Meaning, that there is only one right way to listen to music, and that is the way I listen to music.

It is pointless to argue that CD is better than Vinyl or that Vinyl is better than CD. There is room for all media and formats consistent with the personal taste of the listener.

Though never directly stated, there seems to be an underlying attitude that there is only one perfect way to listen to music. But if we think rationally that clearly isn't true.

All forms of music bring something to the table. None should be demanded, and none should be excluded.

If a person wants Vinyl, understands the equipment, the commitment, and then cost, then have Vinyl. It is not that complicated. But if you have Vinyl absolutely nothing prevents you from having CD and Streaming.

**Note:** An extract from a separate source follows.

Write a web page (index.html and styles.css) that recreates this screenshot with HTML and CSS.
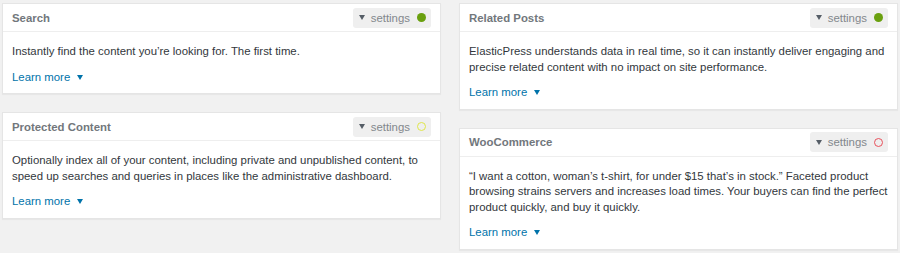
FILE: index.html
```html
<!DOCTYPE html>
<html lang="en">

<head>
    <meta charset="UTF-8">
    <title>ElasticPress Features</title>
    <link rel="stylesheet" href="styles.css">
</head>

<body>

    <section class="features">

        <div class="col">
            <article class="feature">
                <header class="feature_head">
                    <h2>Search</h2>
                    <button class="settings"><span class="pil"></span>settings<span class="dot dot_on"></span></button>
                </header>
                <div class="feature_body">
                    <p>Instantly find the content you’re looking for. The first time.</p>
                    <a href="#" class="learn">Learn more <span class="pil"></span></a>
                </div>
            </article>

            <article class="feature">
                <header class="feature_head">
                    <h2>Protected Content</h2>
                    <button class="settings"><span class="pil"></span>settings<span class="dot dot_gul"></span></button>
                </header>
                <div class="feature_body">
                    <p>Optionally index all of your content, including private and unpublished content, to speed up searches and queries in places like the administrative dashboard.</p>
                    <a href="#" class="learn">Learn more <span class="pil"></span></a>
                </div>
            </article>
        </div>

        <div class="col">
            <article class="feature">
                <header class="feature_head">
                    <h2>Related Posts</h2>
                    <button class="settings"><span class="pil"></span>settings<span class="dot dot_on"></span></button>
                </header>
                <div class="feature_body">
                    <p>ElasticPress understands data in real time, so it can instantly deliver engaging and precise related content with no impact on site performance.</p>
                    <a href="#" class="learn">Learn more <span class="pil"></span></a>
                </div>
            </article>

            <article class="feature">
                <header class="feature_head">
                    <h2>WooCommerce</h2>
                    <button class="settings"><span class="pil"></span>settings<span class="dot dot_off"></span></button>
                </header>
                <div class="feature_body">
                    <p>“I want a cotton, woman’s t-shirt, for under $15 that’s in stock.” Faceted product browsing strains servers and increases load times. Your buyers can find the perfect product quickly, and buy it quickly.</p>
                    <a href="#" class="learn">Learn more <span class="pil"></span></a>
                </div>
            </article>
        </div>

    </section>

</body>

</html>
```

FILE: styles.css
```css
body {
    margin: 0;
    background-color: #f1f1f1;
    font-family: "Liberation Sans", Arial, sans-serif;
}

.features {
    display: grid;
    grid-template-columns: 1fr 1fr;
    column-gap: 18px;
    padding: 3px 2px;
}

.col {
    display: flex;
    flex-direction: column;
    gap: 18px;
}


/* KORT */

.feature {
    background-color: white;
    border: 1px solid #e5e5e5;
    box-shadow: 0 1px 1px rgba(0, 0, 0, 0.04);
}

.feature_head {
    display: flex;
    align-items: center;
    justify-content: space-between;
    height: 27px;
    padding: 0 9px 0 9px;
    border-bottom: 1px solid #eeeeee;
}

.feature_head h2 {
    margin: 0;
    font-size: 11.4px;
    font-weight: bold;
    color: #72777c;
}

.settings {
    display: flex;
    align-items: center;
    height: 20px;
    padding: 0 5px 0 6px;
    border: none;
    border-radius: 3px;
    background-color: #efefef;
    font-family: "Liberation Sans", Arial, sans-serif;
    font-size: 11.4px;
    color: #82878c;
}

.pil {
    display: inline-block;
    width: 0;
    height: 0;
    border-left: 3px solid transparent;
    border-right: 3px solid transparent;
    border-top: 5px solid #555d66;
}

.settings .pil {
    margin-right: 6px;
}

.dot {
    display: inline-block;
    box-sizing: border-box;
    width: 9px;
    height: 9px;
    margin-left: 7px;
    border-radius: 50%;
}

.dot_on {
    background-color: #6aa00f;
}

.dot_gul {
    border: 1.5px solid #dfe64a;
}

.dot_off {
    border: 1.5px solid #e8505b;
}

.feature_body {
    padding: 12px 9px 8px 9px;
}

.feature_body p {
    margin: 0 0 10px 0;
    font-size: 11.4px;
    line-height: 15.5px;
    color: #32373c;
}

.learn {
    display: flex;
    align-items: center;
    line-height: 15.5px;
    font-size: 11.4px;
    color: #0073aa;
    text-decoration: none;
}

.learn .pil {
    margin-left: 7px;
    border-top-color: #0073aa;
}
```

Today, a well constructed system will make use of all formats that the Listener/Audiophile is willing to commit time and money to. I use streaming sparingly because, my place is small and not really necessary. But ...that said... occasionally I do listen to Streaming Music. It sounds fine and is soooooooo very very convenient.

In a larger place with more money, I would certainly have all three, and if I had a house full of people living there (teenages, etc...) then a Streaming Service most certainly makes sense.

Now to be sure, I'm not claiming that anyone in this discussion (so far) is taking such a ridged attitude. But I've been in the forum for years, and in heated discussion, this attitude is taken.

There is no right or wrong, no need to condemn any format. If you want Vinyl, then have Vinyl, your money, your life. But, if you also want CD/SACD/Bluray-A that's fine too, no need to limit yourself.

If you are new to Vinyl, there is a cost/benefit analysis that has to be made, but any decision you make is the right decision ...if... it serves you.

And equally if a person wants ALL Streaming ALL the Time, that's fine too.

I'm a Vinyl Guy because I'm old and grew up in the age of Vinyl, but I'm not a fanatic about it. I also have CDs, much easier to get, much easier and safer to ship, and ...guess what... they sound fine.

And, as I said already, in difference circumstance, I have nothing against having Streaming, either local or Network. It is nice having a near unlimited access to Music. If I hear or hear of an artist that sounds interesting, I can Stream it for a while, and see if this is something I would like to buy. And ...yes... if I like it, I want to buy it in a physical format.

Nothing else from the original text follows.